There's a polyhedron that is almost as important to fundraisers as the pyramids were to the ancient Egyptians. You'll see it time and time again in books on fundraising and projected on giant screens at conferences. It was proposed by Abraham Maslow in 1943 in his paper, A Theory of Human Motivation, and is known as Maslow's hierarchy of needs.
At a simple level, it states that we approach problems of life in order. We need basics such as food and water, then somewhere safe to live, then friends, then a means to show everyone else how great we are and finally, when we have all those sorted we look at self-actualisation – which is a wide ranging term that means a whole host of wonderful things such as the appreciation of beauty, the understanding of truth and desire for order. Some people disagree with the linear nature of the model but, by and large, I think it's pointing us in the right direction.
But what does this mean for us in the fundraising world? How does an understanding of needs help us raise money?
To help answer this, let's move away from the world of fundraising into the world of fizzy brown liquids. Let's talk about Coke.
A few years ago, in the face of a number of problems, the Coca-Cola company overhauled its drinks portfolio around a number of need states. Rather than focussing on channel specific marketing or aiming at simple geo-demographics, consumption or life stage groups, they looked at what needs consumers had for drinks (other than simply being thirsty) and came up with a list that included: refreshment, relaxation, hydration, energy boost, weight management and heart health (they have created a piece of research called the Consumer Beverage Landscape built on data derived from more than half a million "consumption events" by 80,000 people in 40 countries).
There are only so many ways that you can package or present a drink, but the use of need states was seen to revitalise the complete portfolio. In a speech given by Chairman and CEO, E. Neville Isdell in June 2006, he said:
"When people want to know why I'm optimistic about the future of The Coca-Cola Company, the need state map is why: because the opportunity is so enormous."
And the results seem to have been pretty spectacular. The Q3 2008 earnings transcript shows some pretty good numbers – earnings / share up by 17%, unit case volume up by 5%, revenue growth up by 9% and operating income up by 17%. All achieved in very difficult market conditions.
This has been achieved through an acceptance that after 120 years of selling more drinks than any other company, Coke didn't understand the full universe of consumers need states. Innovation followed and new products, packaging and markets has driven growth in sales with Coca Cola Zero (a diet coke not called Diet Coke) growing by 30% in Q3 alone.
So what's this got to do with raising money?
Well, donors have needs too.
And perhaps we, in the charity sector, are a little like Coca Cola was a few years ago and are not really taking need states into account. But what would thinking about our donors in terms of their needs do for us?

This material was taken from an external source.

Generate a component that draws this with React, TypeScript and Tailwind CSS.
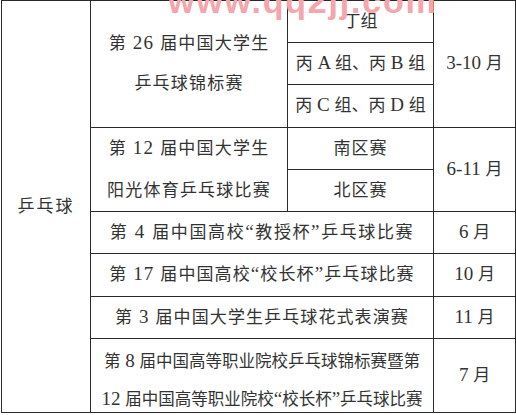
import React from "react";

const cell = "bg-white flex items-center justify-center text-center";

function L({ children }: { children: React.ReactNode }) {
  return <span className="text-[19px] leading-none">{children}</span>;
}

export default function App() {
  return (
    <div
      className="relative w-[516px] h-[415px] bg-white overflow-hidden text-[#333] text-[17px]"
      style={{ fontFamily: '"Liberation Serif", "Noto Sans CJK SC", serif' }}
    >
      <div className="ml-px w-[515px] grid grid-cols-[88px_196px_145px_81px] grid-rows-[41px_41px_42px_41px_41px_41px_42px_41px_73px] gap-px p-px bg-[#2a2a2a]">
        <div className={`${cell} col-start-1 row-start-1 row-span-9 tracking-[2px]`}>
          <div>乒乓球</div>
        </div>

        <div className={`${cell} col-start-2 row-start-1 row-span-3 flex-col leading-[40px] tracking-[1.2px]`}>
          <div>第<L> 26 </L>届中国大学生</div>
          <div>乒乓球锦标赛</div>
        </div>
        <div className={`${cell} col-start-3 row-start-1`}>
          <div>丁组</div>
        </div>
        <div className={`${cell} col-start-3 row-start-2`}>
          <div>丙<L> A </L>组、丙<L> B </L>组</div>
        </div>
        <div className={`${cell} col-start-3 row-start-3`}>
          <div>丙<L> C </L>组、丙<L> D </L>组</div>
        </div>
        <div className={`${cell} col-start-4 row-start-1 row-span-3`}>
          <div><L>3-10 </L>月</div>
        </div>

        <div className={`${cell} col-start-2 row-start-4 row-span-2 flex-col leading-[42px] tracking-[1.2px]`}>
          <div>第<L> 12 </L>届中国大学生</div>
          <div>阳光体育乒乓球比赛</div>
        </div>
        <div className={`${cell} col-start-3 row-start-4 tracking-[1px]`}>
          <div>南区赛</div>
        </div>
        <div className={`${cell} col-start-3 row-start-5 tracking-[1px]`}>
          <div>北区赛</div>
        </div>
        <div className={`${cell} col-start-4 row-start-4 row-span-2`}>
          <div><L>6-11 </L>月</div>
        </div>

        <div className={`${cell} col-start-2 col-span-2 row-start-6 tracking-[1.6px]`}>
          <div>第<L> 4 </L>届中国高校<L>“</L>教授杯<L>”</L>乒乓球比赛</div>
        </div>
        <div className={`${cell} col-start-4 row-start-6`}>
          <div><L>6 </L>月</div>
        </div>

        <div className={`${cell} col-start-2 col-span-2 row-start-7 tracking-[1.1px]`}>
          <div>第<L> 17 </L>届中国高校<L>“</L>校长杯<L>”</L>乒乓球比赛</div>
        </div>
        <div className={`${cell} col-start-4 row-start-7`}>
          <div><L>10 </L>月</div>
        </div>

        <div className={`${cell} col-start-2 col-span-2 row-start-8 tracking-[1.1px]`}>
          <div>第<L> 3 </L>届中国大学生乒乓球花式表演赛</div>
        </div>
        <div className={`${cell} col-start-4 row-start-8`}>
          <div><L>11 </L>月</div>
        </div>

        <div className="bg-white flex flex-col items-center justify-end text-center col-start-2 col-span-2 row-start-9 gap-[14px] text-[16.5px]">
          <div className="leading-[24px]">第<L> 8 </L>届中国高等职业院校乒乓球锦标赛暨第</div>
          <div className="leading-[24px]"><L>12 </L>届中国高等职业院校<L>“</L>校长杯<L>”</L>乒乓球比赛</div>
        </div>
        <div className={`${cell} col-start-4 row-start-9`}>
          <div><L>7 </L>月</div>
        </div>
      </div>

      <div
        className="absolute left-[168px] top-[-16px] text-[34px] leading-none font-bold text-[#f4a6ad] tracking-[1.8px] whitespace-nowrap"
        style={{ fontFamily: '"Liberation Sans", sans-serif' }}
      >
        www.qq2jj.com
      </div>
    </div>
  );
}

Most importantly it would change the focus of our communications. It might be painful to hear, but most donors want to know what their gift can do (and has done) rather than read about what a charity does. it's a very subtle difference, but a massively important one.

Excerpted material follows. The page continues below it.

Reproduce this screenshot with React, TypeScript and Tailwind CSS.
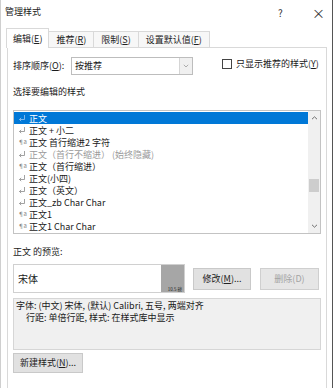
import React from "react";

const font = {
  fontFamily: '"Noto Sans CJK SC", "Noto Sans", sans-serif',
};

type Row = { text: string; icon: "ret" | "link"; muted?: boolean };

const rows: Row[] = [
  { text: "正文", icon: "ret" },
  { text: "正文 + 小二", icon: "ret" },
  { text: "正文 首行缩进2 字符", icon: "link" },
  { text: "正文（首行不缩进） (始终隐藏)", icon: "ret", muted: true },
  { text: "正文（首行缩进）", icon: "link" },
  { text: "正文(小四)", icon: "ret" },
  { text: "正文（英文）", icon: "ret" },
  { text: "正文_zb Char Char", icon: "ret" },
  { text: "正文1", icon: "link" },
  { text: "正文1 Char Char", icon: "link" },
];

const Key = ({ k }: { k: string }) => (
  <>
    (<span className="underline underline-offset-1">{k}</span>)
  </>
);

const RetIcon = ({ light }: { light?: boolean }) => (
  <svg width="8" height="8" viewBox="0 0 8 8" className="shrink-0">
    <path
      d="M6.5 1V5.5H1.5M3.2 3.8L1.5 5.5L3.2 7.2"
      fill="none"
      stroke={light ? "#9cc7ef" : "#8a8a8a"}
      strokeWidth="0.8"
    />
  </svg>
);

const LinkIcon = () => (
  <span className="shrink-0 w-[8px] text-[6px] leading-none text-[#8a8a8a] tracking-[-0.5px]">
    ¶a
  </span>
);

const StyleRow = ({ row, selected }: { row: Row; selected?: boolean }) => (
  <div
    className={`h-[12px] flex items-center gap-[3px] pl-[4px] text-[9px] leading-none whitespace-nowrap ${
      selected
        ? "bg-[#0078d7] text-white"
        : row.muted
        ? "text-[#9a9a9a]"
        : "text-[#1a1a1a]"
    }`}
  >
    {row.icon === "ret" ? <RetIcon light={selected} /> : <LinkIcon />}
    <span>{row.text}</span>
  </div>
);

const Tab = ({ children, active }: { children: React.ReactNode; active?: boolean }) => (
  <div
    className={`flex items-center justify-center border border-[#d9d9d9] text-[9px] text-[#222] ${
      active
        ? "h-[20px] bg-white border-b-0 -mb-px relative z-10 px-[6px]"
        : "h-[16px] bg-[#f7f7f7] border-b-0 -ml-px px-[7px]"
    }`}
  >
    {children}
  </div>
);

const Button = ({
  children,
  disabled,
  className,
}: {
  children: React.ReactNode;
  disabled?: boolean;
  className: string;
}) => (
  <div
    className={`flex items-center justify-center border text-[9px] ${
      disabled
        ? "bg-[#e6e6e6] border-[#cfcfcf] text-[#a3a3a3]"
        : "bg-[#e1e1e1] border-[#c9c9c9] text-[#222]"
    } ${className}`}
  >
    {children}
  </div>
);

export default function App() {
  return (
    <div
      style={font}
      className="w-[333px] h-[388px] bg-white overflow-hidden border-l border-[#cfcfcf] border-r-[#555] border-r text-[#1a1a1a]"
    >
      {/* title bar */}
      <div className="h-[22px] flex items-center pl-[4px] text-[9px] pt-[2px]">
        <span className="flex-1">管理样式</span>
        <span className="w-[34px] text-[10px] text-[#333]">?</span>
        <span className="w-[20px] text-[13px] leading-none text-[#333]">×</span>
      </div>

      {/* tabs */}
      <div className="mt-[6px] pl-[5px] flex items-end h-[19px]">
        <Tab active>
          编辑<Key k="E" />
        </Tab>
        <Tab>
          推荐<Key k="R" />
        </Tab>
        <Tab>
          限制<Key k="S" />
        </Tab>
        <Tab>
          设置默认值<Key k="F" />
        </Tab>
      </div>

      {/* panel */}
      <div className="ml-[6px] w-[320px] h-[400px] border border-[#d9d9d9] px-[5px] pt-[9px]">
        <div className="flex items-center h-[18px] text-[9px]">
          <span className="w-[58px]">
            排序顺序<Key k="O" />:
          </span>
          <div className="w-[122px] h-[18px] border border-[#bdbdbd] flex">
            <span className="flex-1 pl-[3px] flex items-center">按推荐</span>
            <span className="w-[13px] bg-[#f0f0f0] border-l border-[#d5d5d5] flex items-center justify-center">
              <svg width="6" height="4" viewBox="0 0 6 4">
                <path d="M0.8 0.8L3 3L5.2 0.8" fill="none" stroke="#9a9a9a" strokeWidth="0.8" />
              </svg>
            </span>
          </div>
          <div className="ml-[29px] w-[10px] h-[10px] border border-[#444] mb-[5px]" />
          <span className="ml-[4px] mb-[5px]">
            只显示推荐的样式<Key k="Y" />
          </span>
        </div>

        <div className="mt-[11px] text-[9px] leading-[12px]">选择要编辑的样式</div>

        {/* list */}
        <div className="mt-[12px] h-[124px] border border-[#c3c3c3] flex">
          <div className="flex-1 pt-[1px]">
            {rows.map((r, i) => (
              <StyleRow key={i} row={r} selected={i === 0} />
            ))}
          </div>
          <div className="w-[12px] bg-[#f0f0f0] flex flex-col items-center">
            <div className="h-[14px] flex items-center">
              <svg width="7" height="4" viewBox="0 0 7 4">
                <path d="M1 3.2L3.5 0.8L6 3.2" fill="none" stroke="#606060" strokeWidth="0.9" />
              </svg>
            </div>
            <div className="mt-[54px] w-[10px] h-[13px] bg-[#cdcdcd]" />
            <div className="flex-1" />
            <div className="h-[14px] flex items-center">
              <svg width="7" height="4" viewBox="0 0 7 4">
                <path d="M1 0.8L3.5 3.2L6 0.8" fill="none" stroke="#606060" strokeWidth="0.9" />
              </svg>
            </div>
          </div>
        </div>

        <div className="mt-[12px] text-[9px] leading-[12px]">正文 的预览:</div>

        {/* preview row */}
        <div className="mt-[6px] flex items-center">
          <div className="w-[172px] h-[29px] border border-[#d0d0d0] flex">
            <span className="flex-1 pl-[4px] flex items-center text-[10px]">宋体</span>
            <span className="w-[23px] bg-[#a6a6a6] flex items-end justify-end pr-[2px] pb-[1px] text-[4.5px] leading-none text-[#222]">
              10.5 磅
            </span>
          </div>
          <Button className="ml-[8px] w-[58px] h-[22px]">
            修改<Key k="M" />...
          </Button>
          <Button disabled className="ml-[9px] w-[59px] h-[22px]">
            删除(D)
          </Button>
        </div>

        {/* description */}
        <div className="mt-[5px] h-[52px] bg-[#f0f0f0] border border-[#d6d6d6] text-[9px] leading-[12px] pl-[2px] pt-[1px]">
          <div>字体: (中文) 宋体, (默认) Calibri, 五号, 两端对齐</div>
          <div className="pl-[10px]">行距: 单倍行距, 样式: 在样式库中显示</div>
        </div>

        <Button className="mt-[3px] w-[70px] h-[20px]">
          新建样式<Key k="N" />...
        </Button>
      </div>
    </div>
  );
}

Communications are about their work, their projects, their actions. Take a look at any charity web site and you are almost guaranteed to see what we do in a navigation bar well before what you can do. There are few that are like Shelter which takes a donor centric approach.
Look at your own website and ask yourself where does it place your donors? Does it make them feel like they are valued and an important part of your charity? Does it empower them or place them in the role of a bit player?
People give because they have a need to help. They don't give because they want a specific charity to do the work. By focussing on answering this need rather than just presenting a problem, we generate more money. I've seen it in results time after time.
But the need to help is just one need state that we have to address. In research, Bluefrog has found a number of needs that donors have. Some that are specific to causes, but most that are specific to them as people who give – they need a route for growth, they need to combat feelings of helplessness and they need to be engaged (maybe that word should actually be entertained).
In terms of potency, needs are far more powerful than values in generating loyalty and maximising income.
Why not look at your own donors and ask yourself what needs they have and try placing them at the centre of your next brief (or appeal, if you write them yourself). If you do it successfully, I think you will be pleased with the outcome.